Stuck for somewhere to go I decided to drive down to the Marquis of Anglesey monument near Llanfair PG - someone I had been chatting to on a previous weekend had told me that there are really good views from the top if you don't mind tackling the 115 steps to get up there. The column itself is built on a rock surrounded by woodland and from the car park just off the main road it made a good dog walk to get to it, but when I reached the garden at the base of it I found there was a charge to go in. It wasn't that much, but in view of the very grey day and low clouds there was no point paying to go to the top when I wouldn't see much so I turned and retraced my steps back to the car park - I could make a proper visit another time when the weather was clear and sunny.

From there I drove down through Menai Bridge town and along the coast road to Beaumaris where I managed to find a free parking space in a corner behind the main street, then leaving the dogs in the van I went to indulge in coffee and cake in the Castle Bakery cafe. On my way back to the van I had a brief look in the shops along the main street, and it was in one of those shops that I found it - one of the best, and most interesting (to me at least) books I've seen in a long while. Written by an Anglesey photographer it was all about photographing various locations on the island - some of them off the beaten track - and included directions to them, best camera settings, best light conditions, and a whole host of other information probably only of interest to an amateur photographer. Flicking through the book I realised that far from having seen everything on the island, as I'd first thought,  there were many places I hadn't yet seen or been to. The price of the book hardly broke the bank at only £6.99 and I was so impressed with it that I bought it straight away - I would enjoy reading it over a brew later on.
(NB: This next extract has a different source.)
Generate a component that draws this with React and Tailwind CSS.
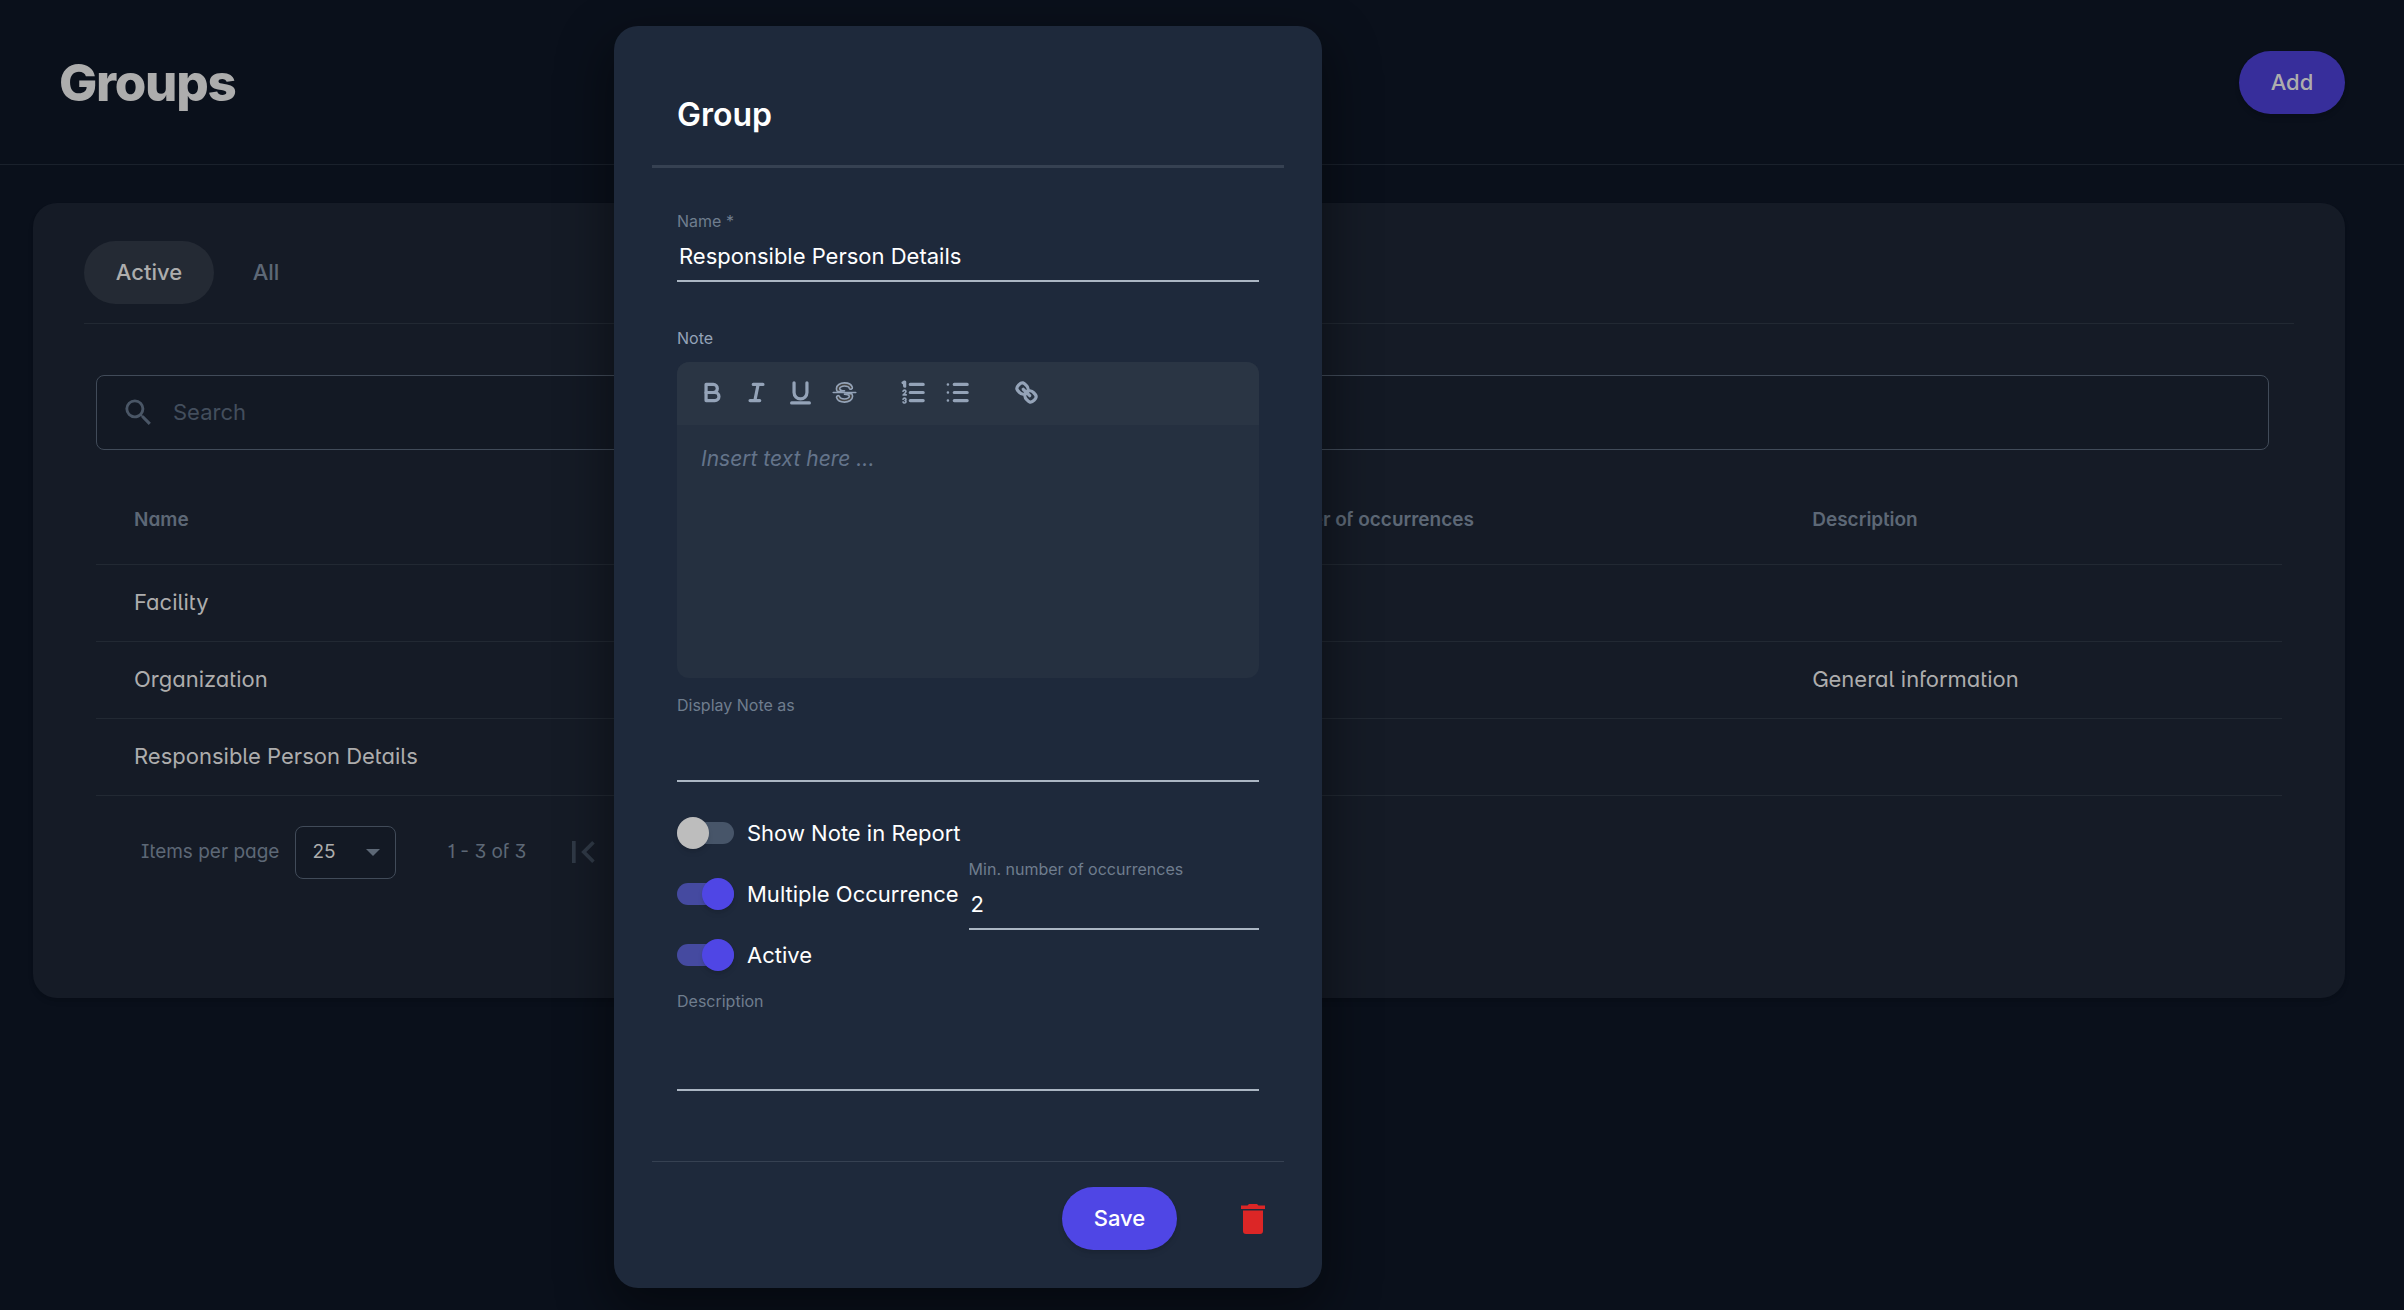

From Beaumaris I headed back towards Benllech but when I reached Pentraeth I swung off the main road and drove down to the beach - there were no dog restrictions there so Sophie and Sugar would be able to have a good run off the lead. The tide was out and the flat expanse of sand stretched as far as I could see - I walked out for quite a distance before I turned round and headed back to the car park. With the dogs towelled down to get rid of the sand they'd managed to collect I put them back in the van and went a little way back up the lane to take a few photos. Just beyond the parking area was a tidal creek with a hump-backed stone bridge across and on a sandbank in the creek was a yacht, moored to the bank on each side by long ropes. In the distance, although not really that far away, was Red Wharf Bay with its white cottages and boats beached on the sand waiting for the tide to return - on a sunny day with blue sky it would have been a lovely view.

Back at the camp site I connected the awning back to the van, put the kettle on for a brew and prepared to settle in for the rest of the day and evening as there was nowhere else I wanted to go to in such grey weather. The hours until bedtime were spent on my laptop and reading my new book - which was so interesting and useful that I wished I'd found it months ago - then after taking the dogs for their late night walk round the site and settling them on their beds I retreated to my own bed in the van for my final sleep of the weekend.